* Start THE DATA *

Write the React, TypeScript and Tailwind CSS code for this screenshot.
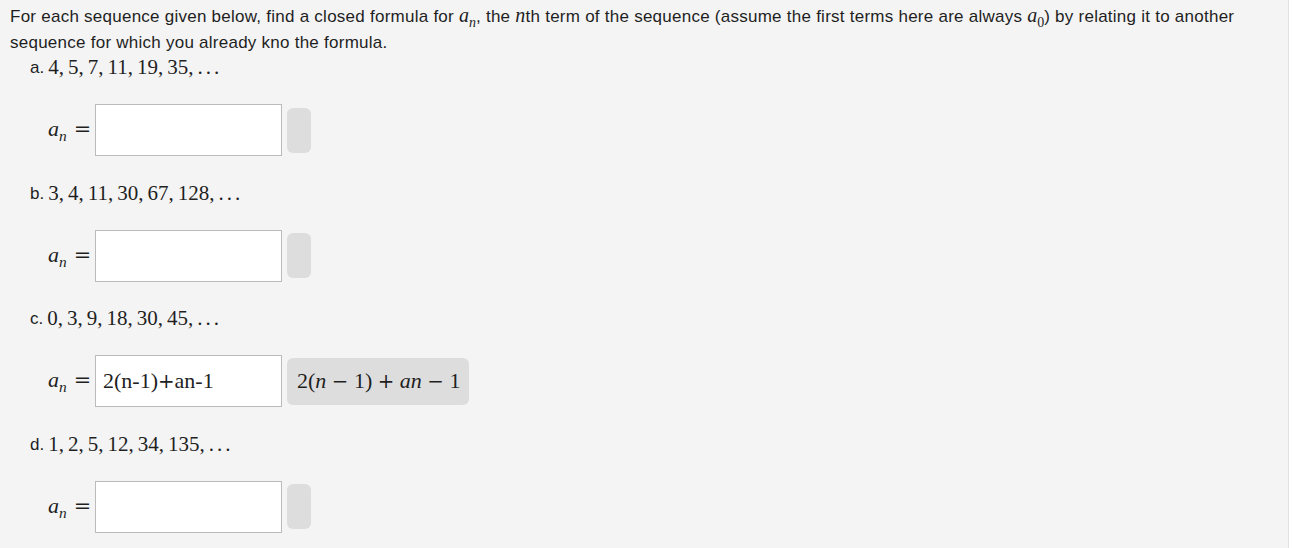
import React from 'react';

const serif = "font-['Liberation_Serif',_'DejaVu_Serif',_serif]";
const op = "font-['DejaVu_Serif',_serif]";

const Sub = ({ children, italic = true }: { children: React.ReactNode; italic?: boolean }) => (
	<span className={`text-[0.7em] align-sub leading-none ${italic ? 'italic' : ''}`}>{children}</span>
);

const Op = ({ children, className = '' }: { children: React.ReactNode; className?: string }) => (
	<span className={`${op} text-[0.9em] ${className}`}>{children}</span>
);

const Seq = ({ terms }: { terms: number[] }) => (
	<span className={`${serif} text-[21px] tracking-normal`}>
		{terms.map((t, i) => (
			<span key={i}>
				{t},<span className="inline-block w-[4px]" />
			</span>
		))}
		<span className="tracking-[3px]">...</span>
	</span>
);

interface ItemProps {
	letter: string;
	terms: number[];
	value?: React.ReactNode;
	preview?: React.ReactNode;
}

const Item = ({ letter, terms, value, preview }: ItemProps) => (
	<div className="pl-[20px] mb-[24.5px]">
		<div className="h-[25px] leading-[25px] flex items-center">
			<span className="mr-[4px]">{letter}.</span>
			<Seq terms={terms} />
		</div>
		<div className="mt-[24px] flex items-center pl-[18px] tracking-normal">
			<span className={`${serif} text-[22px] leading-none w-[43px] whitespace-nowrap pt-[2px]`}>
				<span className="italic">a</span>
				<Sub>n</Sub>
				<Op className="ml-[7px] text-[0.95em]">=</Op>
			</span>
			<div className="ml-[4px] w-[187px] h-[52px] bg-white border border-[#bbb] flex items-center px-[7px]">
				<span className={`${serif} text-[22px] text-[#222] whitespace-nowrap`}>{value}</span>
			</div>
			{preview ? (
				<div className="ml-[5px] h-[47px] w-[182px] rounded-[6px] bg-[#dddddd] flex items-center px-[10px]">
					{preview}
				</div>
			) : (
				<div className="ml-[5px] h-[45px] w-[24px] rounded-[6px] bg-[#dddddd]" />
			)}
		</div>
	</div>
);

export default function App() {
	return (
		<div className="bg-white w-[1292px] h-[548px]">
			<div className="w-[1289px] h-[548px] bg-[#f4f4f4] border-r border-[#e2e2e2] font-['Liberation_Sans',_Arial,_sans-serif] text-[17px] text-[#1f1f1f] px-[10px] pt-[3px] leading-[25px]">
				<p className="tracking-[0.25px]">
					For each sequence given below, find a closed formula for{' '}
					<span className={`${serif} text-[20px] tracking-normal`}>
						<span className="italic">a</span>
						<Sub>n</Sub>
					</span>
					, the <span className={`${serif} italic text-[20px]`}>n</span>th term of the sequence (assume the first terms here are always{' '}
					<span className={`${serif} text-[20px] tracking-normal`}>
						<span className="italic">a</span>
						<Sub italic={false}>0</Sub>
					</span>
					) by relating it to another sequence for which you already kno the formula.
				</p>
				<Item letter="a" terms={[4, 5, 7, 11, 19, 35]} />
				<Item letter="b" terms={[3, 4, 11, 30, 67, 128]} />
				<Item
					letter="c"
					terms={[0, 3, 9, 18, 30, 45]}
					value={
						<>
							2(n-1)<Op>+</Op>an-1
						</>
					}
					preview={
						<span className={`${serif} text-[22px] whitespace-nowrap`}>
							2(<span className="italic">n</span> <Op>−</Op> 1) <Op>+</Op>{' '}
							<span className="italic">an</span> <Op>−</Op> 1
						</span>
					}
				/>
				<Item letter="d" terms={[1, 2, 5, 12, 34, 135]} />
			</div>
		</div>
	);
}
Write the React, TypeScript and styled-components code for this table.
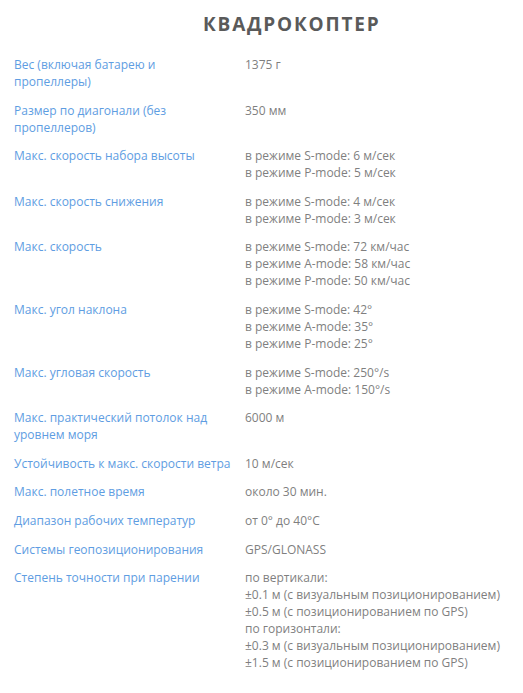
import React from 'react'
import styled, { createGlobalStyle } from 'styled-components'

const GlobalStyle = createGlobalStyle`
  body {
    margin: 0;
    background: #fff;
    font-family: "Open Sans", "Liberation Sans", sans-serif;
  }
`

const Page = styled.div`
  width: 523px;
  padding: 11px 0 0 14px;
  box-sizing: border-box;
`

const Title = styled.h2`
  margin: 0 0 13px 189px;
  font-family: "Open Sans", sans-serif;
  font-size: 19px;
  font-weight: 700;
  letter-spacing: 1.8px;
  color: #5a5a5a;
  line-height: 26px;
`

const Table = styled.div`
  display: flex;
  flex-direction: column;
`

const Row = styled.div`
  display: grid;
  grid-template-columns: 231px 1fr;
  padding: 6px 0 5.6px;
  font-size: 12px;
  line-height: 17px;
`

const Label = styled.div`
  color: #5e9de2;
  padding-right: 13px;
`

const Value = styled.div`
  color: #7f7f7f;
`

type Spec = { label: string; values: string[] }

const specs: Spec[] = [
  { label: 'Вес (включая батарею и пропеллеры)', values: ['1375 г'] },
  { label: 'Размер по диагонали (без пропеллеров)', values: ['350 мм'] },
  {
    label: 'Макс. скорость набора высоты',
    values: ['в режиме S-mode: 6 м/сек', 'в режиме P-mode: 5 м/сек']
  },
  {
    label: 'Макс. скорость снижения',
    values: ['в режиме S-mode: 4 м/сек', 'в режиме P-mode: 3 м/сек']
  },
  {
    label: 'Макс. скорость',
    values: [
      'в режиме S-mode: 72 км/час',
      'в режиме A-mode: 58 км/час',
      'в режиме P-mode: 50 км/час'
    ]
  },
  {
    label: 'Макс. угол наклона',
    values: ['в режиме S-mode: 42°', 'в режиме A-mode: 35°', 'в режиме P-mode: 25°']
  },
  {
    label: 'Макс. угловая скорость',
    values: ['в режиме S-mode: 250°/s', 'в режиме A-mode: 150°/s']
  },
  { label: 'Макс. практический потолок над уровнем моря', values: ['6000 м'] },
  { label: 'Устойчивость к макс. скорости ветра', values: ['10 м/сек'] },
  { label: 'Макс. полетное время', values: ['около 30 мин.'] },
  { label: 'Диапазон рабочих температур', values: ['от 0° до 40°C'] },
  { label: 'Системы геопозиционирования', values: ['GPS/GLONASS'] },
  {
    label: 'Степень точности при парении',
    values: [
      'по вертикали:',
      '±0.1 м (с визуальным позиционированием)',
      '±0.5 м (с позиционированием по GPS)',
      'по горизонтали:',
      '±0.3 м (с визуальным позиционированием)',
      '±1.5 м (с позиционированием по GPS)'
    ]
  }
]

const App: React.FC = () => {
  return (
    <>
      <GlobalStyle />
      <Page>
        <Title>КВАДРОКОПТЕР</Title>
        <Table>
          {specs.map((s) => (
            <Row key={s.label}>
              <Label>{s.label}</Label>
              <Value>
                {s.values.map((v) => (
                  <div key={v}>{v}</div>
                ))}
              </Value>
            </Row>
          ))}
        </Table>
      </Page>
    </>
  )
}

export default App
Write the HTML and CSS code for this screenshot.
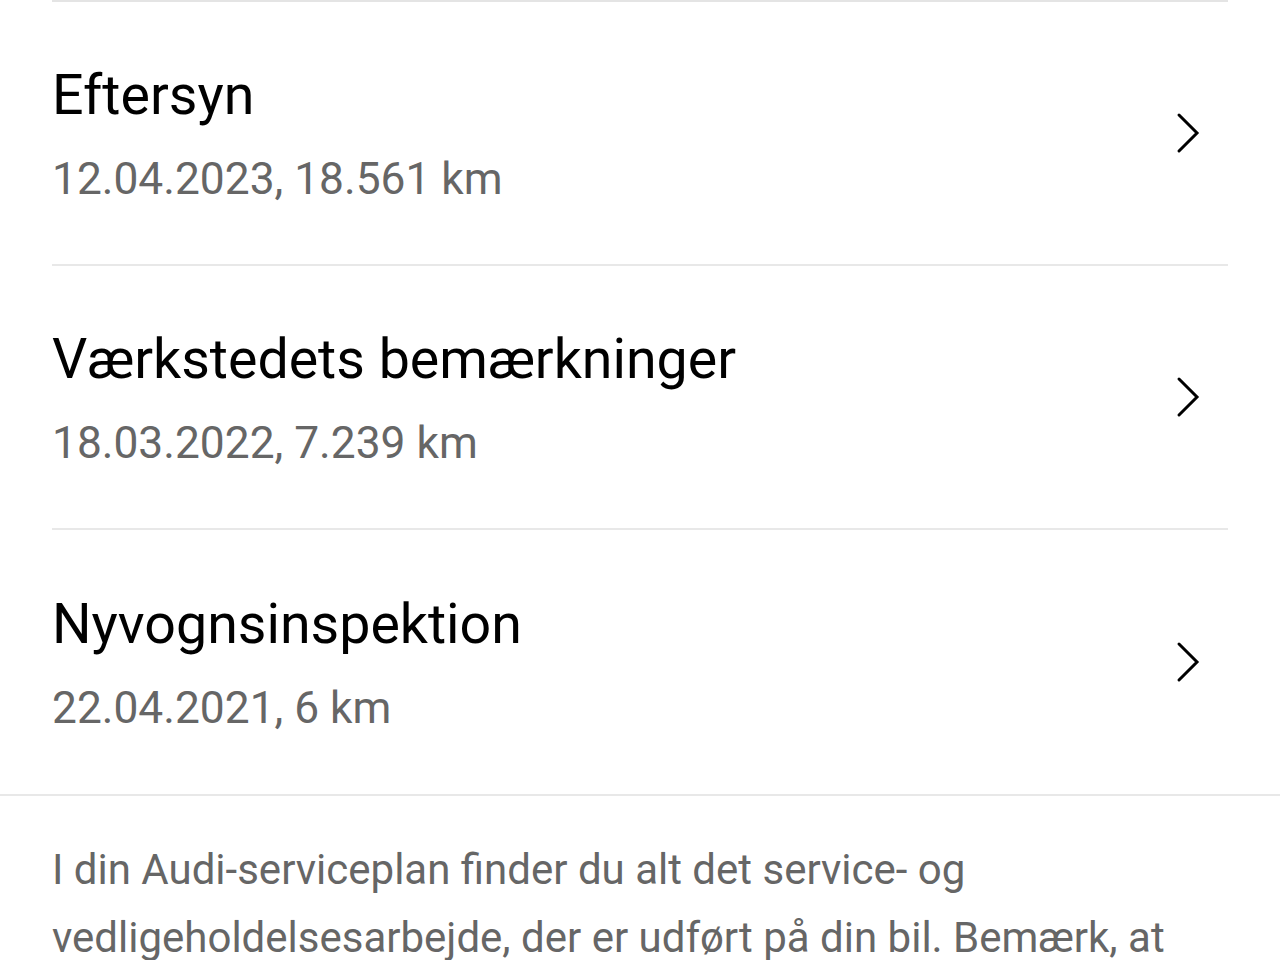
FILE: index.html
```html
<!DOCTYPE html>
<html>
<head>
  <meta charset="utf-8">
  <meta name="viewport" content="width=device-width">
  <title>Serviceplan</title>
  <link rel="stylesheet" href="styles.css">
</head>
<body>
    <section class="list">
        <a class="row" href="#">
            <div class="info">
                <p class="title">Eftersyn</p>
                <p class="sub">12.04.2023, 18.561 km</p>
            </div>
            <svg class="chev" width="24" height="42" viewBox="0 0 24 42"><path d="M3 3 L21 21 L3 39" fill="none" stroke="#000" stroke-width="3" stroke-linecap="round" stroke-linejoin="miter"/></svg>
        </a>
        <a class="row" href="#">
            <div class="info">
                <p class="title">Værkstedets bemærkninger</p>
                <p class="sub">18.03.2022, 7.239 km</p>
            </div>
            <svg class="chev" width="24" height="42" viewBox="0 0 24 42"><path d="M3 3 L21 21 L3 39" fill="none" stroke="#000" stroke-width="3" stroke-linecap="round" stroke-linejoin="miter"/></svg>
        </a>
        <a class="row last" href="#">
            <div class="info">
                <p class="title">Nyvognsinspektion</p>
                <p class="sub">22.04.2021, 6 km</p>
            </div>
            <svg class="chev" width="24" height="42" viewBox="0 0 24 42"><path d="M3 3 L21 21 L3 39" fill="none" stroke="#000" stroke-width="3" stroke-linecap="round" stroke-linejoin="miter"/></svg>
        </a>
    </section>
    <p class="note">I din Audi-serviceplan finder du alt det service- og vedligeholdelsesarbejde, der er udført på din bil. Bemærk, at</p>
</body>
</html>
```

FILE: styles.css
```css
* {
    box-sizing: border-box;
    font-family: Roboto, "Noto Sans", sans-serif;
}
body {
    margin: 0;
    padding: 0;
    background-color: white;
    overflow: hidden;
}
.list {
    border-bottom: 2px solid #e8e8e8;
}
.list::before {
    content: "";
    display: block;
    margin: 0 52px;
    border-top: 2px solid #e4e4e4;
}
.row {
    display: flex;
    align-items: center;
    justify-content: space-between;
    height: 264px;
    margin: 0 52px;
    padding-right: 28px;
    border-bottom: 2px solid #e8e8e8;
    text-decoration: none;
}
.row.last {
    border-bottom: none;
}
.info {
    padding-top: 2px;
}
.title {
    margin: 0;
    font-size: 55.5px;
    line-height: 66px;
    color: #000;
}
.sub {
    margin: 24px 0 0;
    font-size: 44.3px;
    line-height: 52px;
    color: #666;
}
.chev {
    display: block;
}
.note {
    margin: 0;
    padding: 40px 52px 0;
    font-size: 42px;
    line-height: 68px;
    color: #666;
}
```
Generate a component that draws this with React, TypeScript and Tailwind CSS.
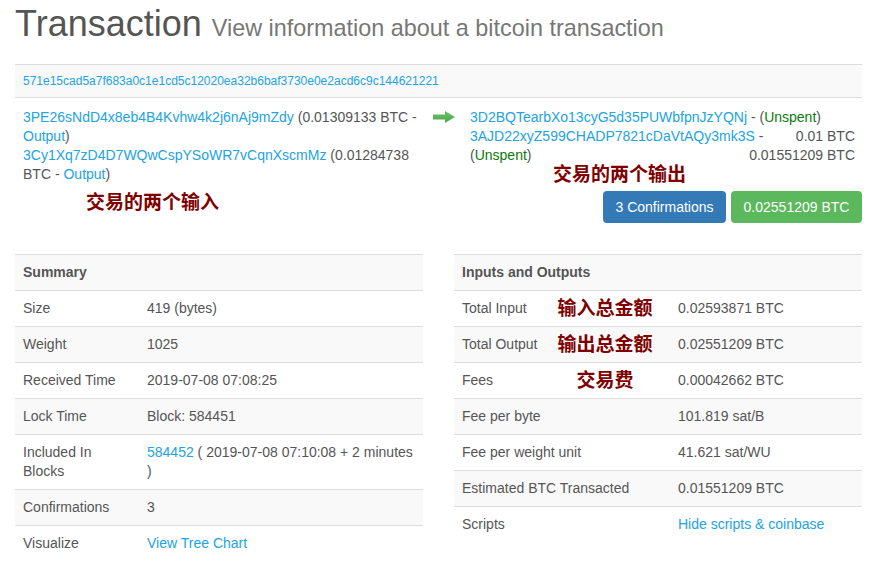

* End THE DATA *

> WRITTEN INSTRUCTION
Within the listing above, extract exactly the lines that run from the one containing "Write the React, TypeScript and styled-components" through the one containing "string; values: string[]", excluding any pictures.

> OUTPUT OF THE TASK
Write the React, TypeScript and styled-components code for this table.
import React from 'react'
import styled, { createGlobalStyle } from 'styled-components'

const GlobalStyle = createGlobalStyle`
  body {
    margin: 0;
    background: #fff;
    font-family: "Open Sans", "Liberation Sans", sans-serif;
  }
`

const Page = styled.div`
  width: 523px;
  padding: 11px 0 0 14px;
  box-sizing: border-box;
`

const Title = styled.h2`
  margin: 0 0 13px 189px;
  font-family: "Open Sans", sans-serif;
  font-size: 19px;
  font-weight: 700;
  letter-spacing: 1.8px;
  color: #5a5a5a;
  line-height: 26px;
`

const Table = styled.div`
  display: flex;
  flex-direction: column;
`

const Row = styled.div`
  display: grid;
  grid-template-columns: 231px 1fr;
  padding: 6px 0 5.6px;
  font-size: 12px;
  line-height: 17px;
`

const Label = styled.div`
  color: #5e9de2;
  padding-right: 13px;
`

const Value = styled.div`
  color: #7f7f7f;
`

type Spec = { label: string; values: string[] }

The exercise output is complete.